The COVID-19 pandemic has required park and recreation professionals to be more creative than ever in finding solutions to safely provide recreation to their participants. The Food for a Long Life USDA Sustainable Community Project was no exception. Collaborations and partnerships between organizations and universities came together during this difficult time to provide creative and innovative solutions to safely provide recreation, nutrition education and intergenerational opportunities to 120 homebound Centra PACE older adults in Lynchburg, Virginia.
Food for a Long Life (FFLL) is a community-based intergenerational project operating in Ohio and Virginia and funded by a $1.2 million five-year grant from the USDA. Pre-pandemic, FFLL partnered with a local preschool and brought preschoolers into Centra PACE for in-person nutrition-centered intergenerational programming. The pandemic made it unsafe to conduct these recreation programs, requiring FFLL to pivot programming efforts.
FFLL Project Manager and Assistant Professor of Recreation Management and Physical Education at Appalachian State University, Dr. Jill Juris, knew a solution existed in recreation and brought Morgyn Manzer onto the FFLL team as the recreation program coordinator to develop six unique nutrition and recreation packages delivered monthly to 120 homebound Centra PACE older adults in Lynchburg. Package themes included: “Whether & Weather or Not it’s a Soup Night,” “Game Night,” “Green Thumbs Up,” “Puppies Need Water and You Do Too!,” “Wear Your Rainbow and Eat it Too!,” and “Bird is the Word.”
All FFLL Nutrition and Recreation Packages aligned with the project's mission and contained three key components: recreation, nutrition education and intergenerational opportunities. However, packages varied in topic, subject matter, activity and correspondence with preschoolers. In order to implement a well-rounded package, the FFLL team used their strengths, knowledge bases, experiences and professions. Collaboration between recreation, gerontology, nutrition and child development professionals from FFLL staff at Ohio State, Virginia Tech and Appalachian State, as well as PACE staff, Virginia Cooperative Extension and Timberlake Child Development Center staff, was vital to maintaining an exceptional concept.
As a best practice, to evaluate the project and ensure project goals and objectives were being met, brief surveys were sent out along with each package to assess participants’ desires and better match participant needs. However, FFLL found that a series of listening sessions proved to be more effective for this population, and some additional anecdotal feedback was collected. Some participants' comments on what receiving the FFLL Nutrition and Recreation Packages meant to them included: “It was a boost!,” “Greatly appreciated,” “It has given me something to look forward to,” and “Someone was thinking about you.”
Among the benefits reported by participants were that they learned something new and the packages gave them something to do while homebound due to COVID-19. Additionally, they agreed that they enjoyed receiving the preschoolers’ projects, as they made them feel connected.

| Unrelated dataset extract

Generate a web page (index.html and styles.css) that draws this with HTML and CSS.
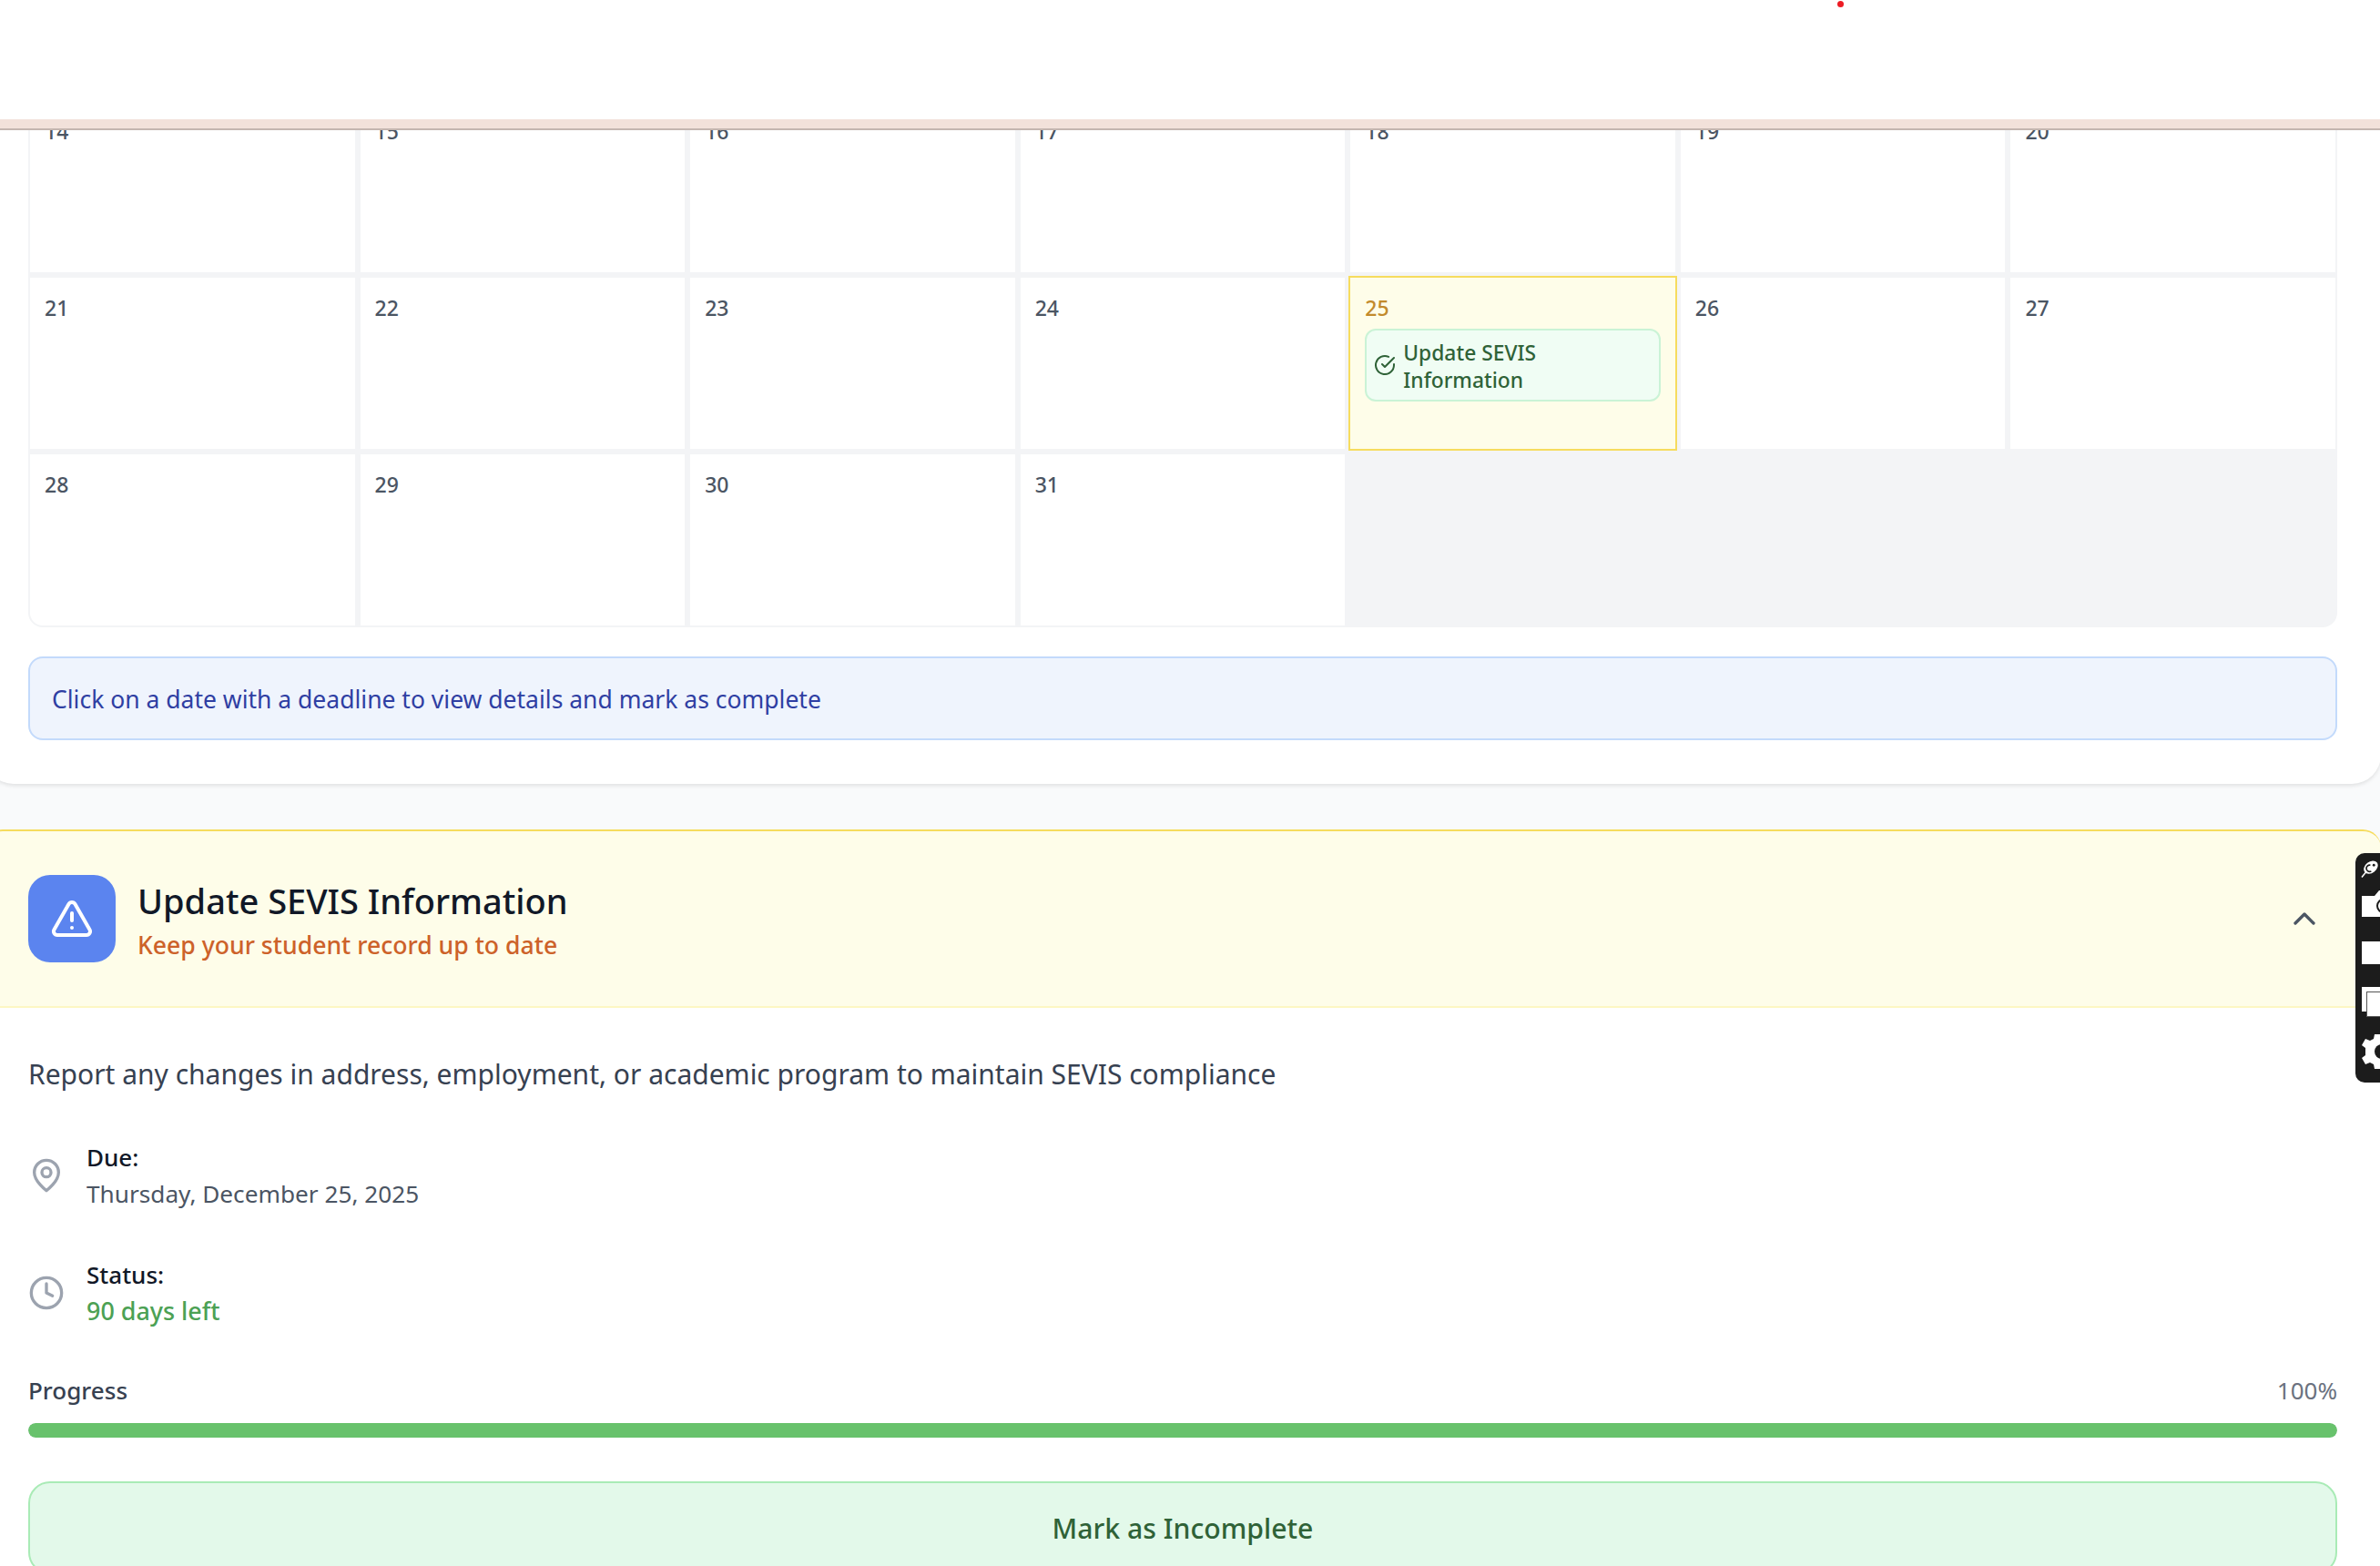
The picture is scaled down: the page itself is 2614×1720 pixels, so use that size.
FILE: index.html
```html
<!DOCTYPE html>
<html lang="en">
<head>
    <meta charset="UTF-8">
    <title>Update SEVIS Information</title>
    <link rel="stylesheet" href="styles.css">
</head>
<body>
    <div class="top-bar">
        <span class="red-dot"></span>
    </div>

    <section class="calendar-card">
        <div class="calendar-grid">
            <div class="day"><span class="day-num">14</span></div>
            <div class="day"><span class="day-num">15</span></div>
            <div class="day"><span class="day-num">16</span></div>
            <div class="day"><span class="day-num">17</span></div>
            <div class="day"><span class="day-num">18</span></div>
            <div class="day"><span class="day-num">19</span></div>
            <div class="day"><span class="day-num">20</span></div>
            <div class="day"><span class="day-num">21</span></div>
            <div class="day"><span class="day-num">22</span></div>
            <div class="day"><span class="day-num">23</span></div>
            <div class="day"><span class="day-num">24</span></div>
            <div class="day day-active">
                <span class="day-num">25</span>
                <div class="event-chip">
                    <svg class="chip-icon" viewBox="0 0 24 24"><path d="M22 11.08V12a10 10 0 1 1-5.93-9.14"/><path d="m9 11 3 3L22 4"/></svg>
                    <span class="chip-text">Update SEVIS Information</span>
                </div>
            </div>
            <div class="day"><span class="day-num">26</span></div>
            <div class="day"><span class="day-num">27</span></div>
            <div class="day"><span class="day-num">28</span></div>
            <div class="day"><span class="day-num">29</span></div>
            <div class="day"><span class="day-num">30</span></div>
            <div class="day"><span class="day-num">31</span></div>
        </div>
        <div class="notice">Click on a date with a deadline to view details and mark as complete</div>
    </section>

    <section class="detail-card">
        <header class="detail-head">
            <div class="head-icon">
                <svg viewBox="0 0 24 24"><path d="m21.73 18-8-14a2 2 0 0 0-3.48 0l-8 14A2 2 0 0 0 4 21h16a2 2 0 0 0 1.73-3"/><path d="M12 9v4"/><path d="M12 17h.01"/></svg>
            </div>
            <div class="head-text">
                <h2>Update SEVIS Information</h2>
                <p>Keep your student record up to date</p>
            </div>
            <svg class="chevron" viewBox="0 0 24 24"><path d="m18 15-6-6-6 6"/></svg>
        </header>
        <div class="detail-body">
            <p class="description">Report any changes in address, employment, or academic program to maintain SEVIS compliance</p>
            <div class="info-row">
                <svg class="info-icon" viewBox="0 0 24 24"><path d="M20 10c0 6-8 12-8 12s-8-6-8-12a8 8 0 0 1 16 0Z"/><circle cx="12" cy="10" r="3"/></svg>
                <div>
                    <div class="info-label">Due:</div>
                    <div class="info-value">Thursday, December 25, 2025</div>
                </div>
            </div>
            <div class="info-row">
                <svg class="info-icon" viewBox="0 0 24 24"><circle cx="12" cy="12" r="10"/><path d="M12 6v6l4 2"/></svg>
                <div>
                    <div class="info-label">Status:</div>
                    <div class="info-value days-left">90 days left</div>
                </div>
            </div>
            <div class="progress-head">
                <span class="progress-label">Progress</span>
                <span class="progress-pct">100%</span>
            </div>
            <div class="progress-track"><div class="progress-fill"></div></div>
            <button class="mark-btn">Mark as Incomplete</button>
        </div>
    </section>

    <!-- screenshot tool strip on the window edge -->
    <div class="tool-strip">
        <svg class="tool tool-bird" viewBox="0 0 20 20"><path d="M1 19.500l5-6" fill="none" stroke="#fff" stroke-width="1.600"/><ellipse cx="11.500" cy="8" rx="9" ry="6.500" transform="rotate(-38 11.500 8)" fill="#fff"/><path d="M11 5.500a3.800 3.800 0 1 0 1 7" fill="none" stroke="#1c1c1c" stroke-width="1.800"/><circle cx="15" cy="5.500" r="1.500" fill="#1c1c1c"/></svg>
        <svg class="tool tool-camera" viewBox="0 0 27 29"><path d="M0 6h14l5-6h8v29H0z" fill="#fff"/><circle cx="24" cy="17" r="7" fill="none" stroke="#1c1c1c" stroke-width="2"/></svg>
        <div class="tool tool-box"></div>
        <div class="tool tool-copy"><div></div></div>
        <svg class="tool tool-gear" viewBox="0 0 27 38"><path d="M14 0h8l2 5 3 1v26l-3 1-2 5h-8l-1-5-4-2-5 2-4-7 4-3v-8l-4-3 4-7 5 2 4-2z" fill="#fff"/><circle cx="22" cy="19" r="8" fill="#1c1c1c"/></svg>
    </div>
</body>
</html>
```

FILE: styles.css
```css
html, body {
    height: 100%;
}
body {
    margin: 0;
    overflow: hidden;
    background: #f9fafb;
    font-family: "Noto Sans", sans-serif;
    color: #374151;
}
svg {
    display: block;
}

.top-bar {
    position: absolute;
    top: 0;
    left: 0;
    right: 0;
    height: 131px;
    background: #fff;
    border-bottom: 10px solid #f2e1da;
    box-shadow: 0 2px 0 #c4b6b0;
    z-index: 5;
}
.red-dot {
    position: absolute;
    left: 2018px;
    top: 1px;
    width: 7px;
    height: 7px;
    border-radius: 50%;
    background: #ed1c24;
}

.calendar-card {
    width: 2632px;
    box-sizing: border-box;
    margin-left: -17px;
    padding: 109px 48px 48px;
    background: #fff;
    border-radius: 0 0 32px 32px;
    box-shadow: 0 2px 4px rgba(0, 0, 0, 0.1);
}
.calendar-grid {
    display: grid;
    grid-template-columns: repeat(7, 1fr);
    grid-auto-rows: 188px;
    gap: 6px;
    border: 2px solid #f3f4f6;
    border-radius: 16px;
    background: #f3f4f6;
    overflow: hidden;
}
.day {
    padding: 16px 16px;
    background: #fff;
    font-size: 23px;
    line-height: 34px;
}
.day-num {
    display: block;
    font-weight: 500;
    color: #4b5563;
}
.day-active {
    background: #fefde9;
    outline: 2px solid #f6dc5e;
}
.day-active .day-num {
    color: #c28a2c;
}
.event-chip {
    display: flex;
    align-items: center;
    gap: 8px;
    margin-top: 6px;
    padding: 6px 8px;
    border: 2px solid #caf3d6;
    border-radius: 12px;
    background: #f0fdf4;
    color: #2f6237;
    font-size: 22.8px;
    font-weight: 500;
    line-height: 30px;
}
.chip-text {
    padding-top: 4px;
}
.chip-icon {
    flex: none;
    width: 24px;
    height: 24px;
    fill: none;
    stroke: #2f6237;
    stroke-width: 2;
    stroke-linecap: round;
    stroke-linejoin: round;
}

.notice {
    margin-top: 32px;
    padding: 30px 24px 27px;
    border: 2px solid #c3dafb;
    border-radius: 16px;
    background: #eff4fd;
    color: #2f3fa3;
    font-size: 26.5px;
    line-height: 31px;
}

.detail-card {
    width: 2632px;
    box-sizing: border-box;
    margin: 50px 0 0 -17px;
    background: #fff;
    border-radius: 20px 20px 0 0;
}
.detail-head {
    display: flex;
    align-items: center;
    gap: 24px;
    padding: 48px 64px 48px 48px;
    border-top: 2px solid #f6dc5e;
    border-bottom: 2px solid #fdf7c3;
    border-radius: 20px 20px 0 0;
    background: #fefde9;
}
.head-icon {
    display: flex;
    flex: none;
    align-items: center;
    justify-content: center;
    width: 96px;
    height: 96px;
    border-radius: 24px;
    background: #5b84ef;
}
.head-icon svg {
    width: 48px;
    height: 48px;
    fill: none;
    stroke: #fff;
    stroke-width: 2;
    stroke-linecap: round;
    stroke-linejoin: round;
}
.head-text {
    flex: 1;
}
.head-text h2 {
    margin: 0;
    font-size: 38px;
    font-weight: 500;
    line-height: 54px;
    color: #111827;
}
.head-text p {
    margin: 2px 0 -2px;
    font-size: 26.6px;
    font-weight: 500;
    line-height: 40px;
    color: #cd6229;
}
.chevron {
    flex: none;
    width: 40px;
    height: 40px;
    fill: none;
    stroke: #4b5563;
    stroke-width: 2;
    stroke-linecap: round;
    stroke-linejoin: round;
}

.detail-body {
    padding: 49px 48px 48px;
}
.description {
    margin: 0 0 47px;
    font-size: 30px;
    line-height: 48px;
    color: #374151;
}
.info-row {
    display: flex;
    align-items: center;
    gap: 24px;
    margin-bottom: 49px;
}
.info-row + .progress-head {
    margin-top: -2px;
}
.info-icon {
    flex: none;
    width: 40px;
    height: 40px;
    fill: none;
    stroke: #9ca3af;
    stroke-width: 2;
    stroke-linecap: round;
    stroke-linejoin: round;
}
.info-label {
    font-size: 26px;
    font-weight: 500;
    line-height: 40px;
    color: #111827;
}
.info-value {
    font-size: 26.2px;
    line-height: 40px;
    color: #4b5563;
}
.days-left {
    font-size: 26.9px;
    font-weight: 500;
    color: #4ca154;
}
.progress-head {
    display: flex;
    justify-content: space-between;
    font-size: 26px;
    line-height: 40px;
}
.progress-label {
    font-weight: 500;
    color: #374151;
}
.progress-pct {
    color: #6b7280;
}
.progress-track {
    height: 16px;
    margin-top: 16px;
    border-radius: 8px;
    background: #e5e7eb;
    overflow: hidden;
}
.progress-fill {
    height: 100%;
    border-radius: 8px;
    background: #68c26c;
}
.mark-btn {
    display: block;
    width: 100%;
    height: 102px;
    margin-top: 48px;
    border: 2px solid #a9ebb6;
    border-radius: 24px;
    background: #e3f9ea;
    color: #2f6237;
    font-family: inherit;
    font-size: 30.2px;
    font-weight: 500;
}

.tool-strip {
    position: absolute;
    top: 937px;
    right: 0;
    width: 27px;
    height: 252px;
    border-radius: 10px 0 0 10px;
    background: #1c1c1c;
    overflow: hidden;
    z-index: 6;
}
.tool {
    position: absolute;
    left: 7px;
}
.tool-bird {
    top: 8px;
    left: 6px;
    width: 19px;
    height: 19px;
}
.tool-camera {
    top: 41px;
    width: 27px;
    height: 29px;
}
.tool-box {
    top: 97px;
    width: 27px;
    height: 25px;
    background: #fff;
}
.tool-copy {
    top: 147px;
    width: 27px;
    height: 27px;
    background: #fff;
}
.tool-copy div {
    box-sizing: border-box;
    width: 27px;
    height: 28px;
    margin: 5px 0 0 5px;
    border: 1px solid #555;
    background: #fff;
}
.tool-gear {
    top: 199px;
    width: 27px;
    height: 38px;
}
```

The most well-received package was “Puppies Need Water and You Do, Too!” which included: an 8” Zoo Factory Dog, a bag of stuffing, wishing star, birth certificate, pre-recorded sound chip for the stuffed dog, drinking cup, True Lemon and True Lime water flavor crystals, wordsearch puzzles featuring various dog breeds, links to dog-related online activities, and nutritional information on the importance of adequate hydration. The recording of the sound chip was the intergenerational component of this package and went as follows, “Hi this is ____, remember to drink your water!” Feedback relayed by PACE staff included, “They are loving the idea of the stuffed puppy that speaks to them!” and “We have seen lots of smiles and heard comments about how cute it is.”
Other intergenerational components made by the preschoolers included: vegetable soup stamped-painting, a list of their favorite games, fingerprint pea bookmark, tie dye suncatcher, green thumbs up fingerprint project and bird watching tally sheet.
In addition to reducing social isolation and promoting healthier overall well-being among older adults, feedback from Timberlake Child Development Center staff suggested the preschoolers also benefited from their involvement by being informed that they were making these various projects for their “grandfriends.” They seemed to have a better understanding of their contribution to the project with each additional package. Timberlake Child Development Center staff and preschoolers expressed having fun and had an overall positive attitude towards their involvement with the program. Similar attitudes were expressed by PACE staff and participants.
Parks and recreation serves youth and older adult populations, but often programming remains segregated. Intergenerational programming is overlooked by many recreation providers. Along with other available intergenerational resources such as toolkits from Generations United and online continuing education through Ohio State’s College of Social Work, FFLL staff is eager to share the package ideas with park and recreation professionals to support others in creating more intergenerational community recreation. Park and recreation professionals can better serve their communities by promoting intergenerational connections.
Dr. Jill Juris is the FFLL Project Manager and Assistant Professor of Recreation Management and Physical Education at Appalachian State University.
Morgyn Manzer is a Recreation Program Coordinator with Food for a Long Life.